And sitting here, at the beach, I am just full of so much love. I feel good!!!
I'm so excited to share this show with you! To get to dance for and with you! To have all of our combined energies vibrating in the theater and lifting Astoria off its axis for a moment in time.
Until tomorrow,
Yours always,
Tuesday, January 14, 2014
Dancing it out, bitch
Hey y'all!! I don't know if it is because I'm about to have a birthday or my eyes are opening and I'm able to see the more hidden complexities of my patterned life; but this show is really opening my eyes to so much about who I am!! I love that about art! And really, that is what I am making and putting on stage with the great performers I have with me for this DRAGALUTION!!!
I didn't plan it, but this show is really all about working through the suppressed issues of my sexual awakening and abusive situations I have been in, along with some incidents of being beaten up for living out loud; all with a sexy comedic twist- which is how it always helps me cope with the pain. By putting a little laughter in it, I find it easier to look at.
Anyway, last night, at rehearsal, we were working on the finale for the show; a new song, " the song of my life" and as we are going through the choreography, I had a moment where I almost fainted because the song and movement all unlocked something in me.....

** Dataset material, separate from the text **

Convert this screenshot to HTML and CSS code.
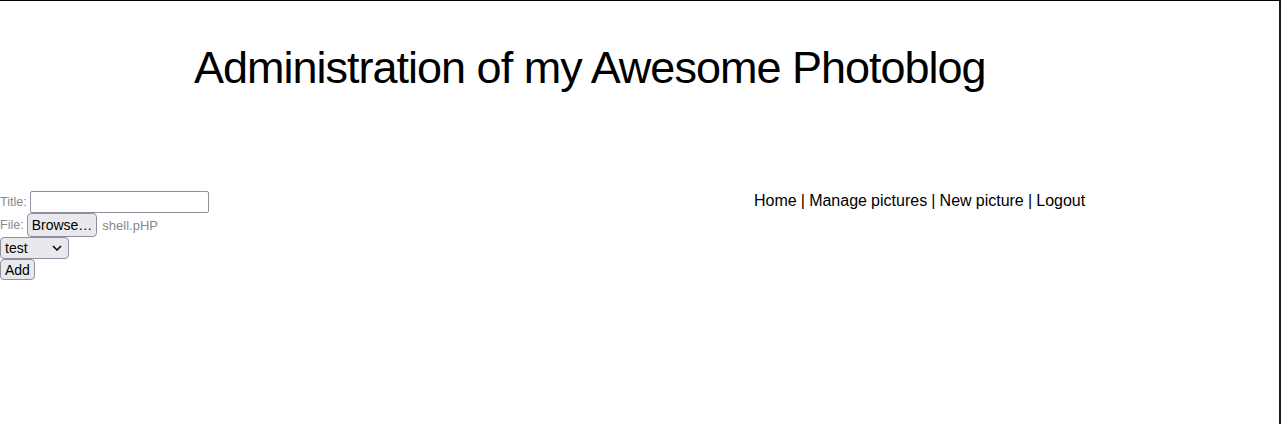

The song was written while I was with my aunt and her friend at Salt Spring. I got up one morning and my aunt said she had heard me singing in my sleep, she couldn't hear what I was singing, she just heard the song. I was stunned to hear I sing in my sleep and I wondered if it was the song of my life or just something random... The song was written that day.
Then, I get together with Tyler and Olaf who have put this amazing music together and we recorded the song.

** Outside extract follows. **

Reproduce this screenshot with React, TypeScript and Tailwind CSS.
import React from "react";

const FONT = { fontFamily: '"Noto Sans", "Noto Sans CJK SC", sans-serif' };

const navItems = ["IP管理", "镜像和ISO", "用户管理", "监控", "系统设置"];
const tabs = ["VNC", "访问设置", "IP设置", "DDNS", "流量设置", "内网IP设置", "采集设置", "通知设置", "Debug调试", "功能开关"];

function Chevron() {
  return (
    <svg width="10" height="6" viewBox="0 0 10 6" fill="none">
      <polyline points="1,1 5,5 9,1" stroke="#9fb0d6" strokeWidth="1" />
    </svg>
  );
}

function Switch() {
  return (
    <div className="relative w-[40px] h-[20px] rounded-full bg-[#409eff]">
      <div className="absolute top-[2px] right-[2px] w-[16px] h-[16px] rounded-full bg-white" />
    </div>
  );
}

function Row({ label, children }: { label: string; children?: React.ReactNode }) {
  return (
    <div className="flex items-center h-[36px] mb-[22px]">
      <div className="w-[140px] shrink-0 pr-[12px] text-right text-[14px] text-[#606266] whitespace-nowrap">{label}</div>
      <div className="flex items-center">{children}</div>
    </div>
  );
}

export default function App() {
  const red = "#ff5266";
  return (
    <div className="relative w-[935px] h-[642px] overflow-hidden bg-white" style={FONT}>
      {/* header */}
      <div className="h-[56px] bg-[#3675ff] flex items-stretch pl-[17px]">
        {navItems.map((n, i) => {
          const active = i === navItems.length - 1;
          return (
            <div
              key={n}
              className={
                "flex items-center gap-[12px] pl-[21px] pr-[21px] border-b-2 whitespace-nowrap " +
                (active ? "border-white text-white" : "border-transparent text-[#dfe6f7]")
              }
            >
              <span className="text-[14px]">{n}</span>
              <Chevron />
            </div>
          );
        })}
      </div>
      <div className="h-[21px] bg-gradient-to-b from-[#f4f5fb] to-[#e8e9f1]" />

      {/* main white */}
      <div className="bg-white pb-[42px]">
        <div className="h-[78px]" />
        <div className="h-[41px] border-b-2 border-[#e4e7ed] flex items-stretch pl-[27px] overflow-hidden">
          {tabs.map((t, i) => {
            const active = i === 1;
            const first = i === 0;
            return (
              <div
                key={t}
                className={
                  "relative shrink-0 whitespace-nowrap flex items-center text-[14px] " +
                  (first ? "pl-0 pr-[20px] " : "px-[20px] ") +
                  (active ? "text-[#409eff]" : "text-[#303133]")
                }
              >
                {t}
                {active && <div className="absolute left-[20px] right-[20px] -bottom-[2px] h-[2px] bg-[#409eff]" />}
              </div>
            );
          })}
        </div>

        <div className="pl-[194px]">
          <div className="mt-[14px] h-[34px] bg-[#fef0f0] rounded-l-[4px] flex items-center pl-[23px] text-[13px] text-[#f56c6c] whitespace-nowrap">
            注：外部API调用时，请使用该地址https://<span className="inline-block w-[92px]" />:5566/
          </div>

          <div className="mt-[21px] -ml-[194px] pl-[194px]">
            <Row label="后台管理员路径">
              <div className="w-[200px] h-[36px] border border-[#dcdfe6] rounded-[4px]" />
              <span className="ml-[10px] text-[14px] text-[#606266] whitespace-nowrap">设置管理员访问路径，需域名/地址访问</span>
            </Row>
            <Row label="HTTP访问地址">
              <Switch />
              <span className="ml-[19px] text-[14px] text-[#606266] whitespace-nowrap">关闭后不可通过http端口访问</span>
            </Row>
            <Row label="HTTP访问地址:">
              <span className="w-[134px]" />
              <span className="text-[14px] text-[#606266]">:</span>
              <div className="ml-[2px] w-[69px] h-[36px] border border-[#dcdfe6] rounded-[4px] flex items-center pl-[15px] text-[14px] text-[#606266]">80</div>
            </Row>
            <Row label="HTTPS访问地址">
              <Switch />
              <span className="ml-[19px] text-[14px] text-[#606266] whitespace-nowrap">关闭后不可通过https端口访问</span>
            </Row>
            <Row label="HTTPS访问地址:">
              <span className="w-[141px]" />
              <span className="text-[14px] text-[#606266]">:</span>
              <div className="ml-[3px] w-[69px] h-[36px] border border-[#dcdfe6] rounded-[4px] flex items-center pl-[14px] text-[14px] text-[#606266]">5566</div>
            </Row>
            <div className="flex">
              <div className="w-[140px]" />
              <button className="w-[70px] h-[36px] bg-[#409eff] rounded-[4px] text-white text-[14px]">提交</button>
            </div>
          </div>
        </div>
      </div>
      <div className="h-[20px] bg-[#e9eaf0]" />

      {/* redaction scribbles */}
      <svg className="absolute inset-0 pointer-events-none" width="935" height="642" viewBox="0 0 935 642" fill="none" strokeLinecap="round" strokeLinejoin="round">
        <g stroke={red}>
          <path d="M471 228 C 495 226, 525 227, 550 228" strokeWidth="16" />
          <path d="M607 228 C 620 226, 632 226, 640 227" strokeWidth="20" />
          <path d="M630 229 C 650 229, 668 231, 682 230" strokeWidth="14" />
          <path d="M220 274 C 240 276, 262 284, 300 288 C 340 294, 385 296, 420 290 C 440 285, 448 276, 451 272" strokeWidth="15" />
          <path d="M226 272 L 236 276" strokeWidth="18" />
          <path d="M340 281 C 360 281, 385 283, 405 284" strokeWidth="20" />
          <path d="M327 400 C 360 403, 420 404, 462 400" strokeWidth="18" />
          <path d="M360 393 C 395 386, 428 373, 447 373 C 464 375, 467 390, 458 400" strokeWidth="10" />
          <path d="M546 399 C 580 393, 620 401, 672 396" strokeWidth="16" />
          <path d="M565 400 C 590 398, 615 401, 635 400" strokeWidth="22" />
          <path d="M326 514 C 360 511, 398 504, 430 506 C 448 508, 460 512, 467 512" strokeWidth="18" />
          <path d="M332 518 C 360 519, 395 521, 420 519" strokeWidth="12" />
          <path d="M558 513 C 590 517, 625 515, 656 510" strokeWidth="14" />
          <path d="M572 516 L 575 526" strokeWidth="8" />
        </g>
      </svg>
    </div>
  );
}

One part in the song, I'm reflecting on the big attack in my life, which caused me to live in fear for about 10 years; almost directly after recording the song I run into said individual and realized he had no power over me anymore! It was an incredible moment.
I've lived by the thought that as we learn about ourselves, live our lives, we are able to see the patterns, or cycles, we get stuck in and by noticing the pattern we are able to step beyond it and be free of whatever was keeping us stuck in that loop.
This also struck me strongly last night as I was teaching the movement. Sometimes I feel like I am just doing the same thing to different music. Theme and variation is one thing but I wonder if there is enough variation to my themes? I guess as soon as I figure out that pattern I will step beyond it too( internal wink).
I have pushed myself to bring you a show that is different than the last, but still recognizable as my work. I hope that you will love it!! For me, getting to be on stage and share myself with you in all the crazy ways I like to do is what makes me whole and feel most alive!! You feed my drive to live a full, expressive and creative sexy filled life and I thank you all so much for that!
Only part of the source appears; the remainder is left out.